Eric believes ecstasy to be a form of social praxis, as well, citing Maslow and the Existentialists’ notion that ecstasy does not exist apart from the world of others. But he finds the suppression of ecstatic experience to be the prevailing social norm. Because of that suppressive tendency, Eric finds seeking and valuing such experience to be intrinsically revolutionary and transgressive. Eric challenged society’s norms of repressing our pursuit of life’s ecstasies in favor of production, accomplishment, and conformity to the image of a “responsible adult.” On the other hand, "This is not a hedonistic implosion,” he argues, "because there is no such thing as individual ecstasy,” pointing out the contagious nature of all moods. In that vein, he cited the inaugural address of Nelson Mandela, who said, “As we are liberated from our own fear, our presence automatically liberates others.” Eric maintains that social activism is not about “living a life that sucks in the service of making others' lives suck less,” but rather in finding our own ecstatic course in life, which then automatically moves others to realize a corresponding, empowered, ecstatic life. In fact, Eric argued that this may be the real root of any form of "empowerment." He accentuated that all of this requires courage, a revolutionary attitude, and a “creative lovemaking with the world.”
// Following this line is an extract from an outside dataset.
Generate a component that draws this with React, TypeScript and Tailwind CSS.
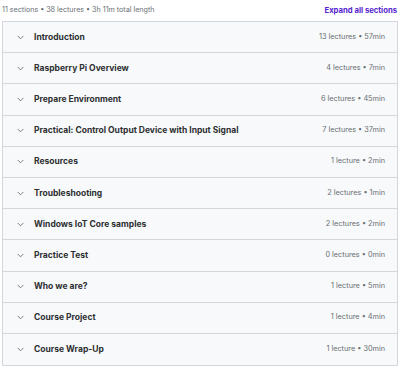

“Cultivating a capacity to experience boundless ecstasy is important to our training as psychologists,” Eric proposed. Furthermore, he argues that it is important to be always questioning the depth of one's ecstatic experience, as a way of entering into a life-praxis of ever-shifting ecstatic process. Where ecstasy is concerned, “There’s a sky above the sky. We can have faith that even our greatest ecstasies and sayings have even greater ones beyond them.”
Eric concluded by indicating that we all have
many, many excellent, convincing reasons not to center our lives around
the pursuit of ecstatic experience. On the other hand, he outlined
a tripartite path toward cultivating ecstasy in one's life: “1) Life actually
demands very little of us, 2) Life asks mostly that we follow the trail
of personal and collective fulfillment as faithfully as possible, and 3)
Every moment of ecstatic perfection is also a gateway into the untold beyond.
Eric ended by suggesting that his "last lectured" embodied an element of
the unreasonable and the impossible, but that "The most important thing
about being human may be our deep, ecstatic yearning for the impossible."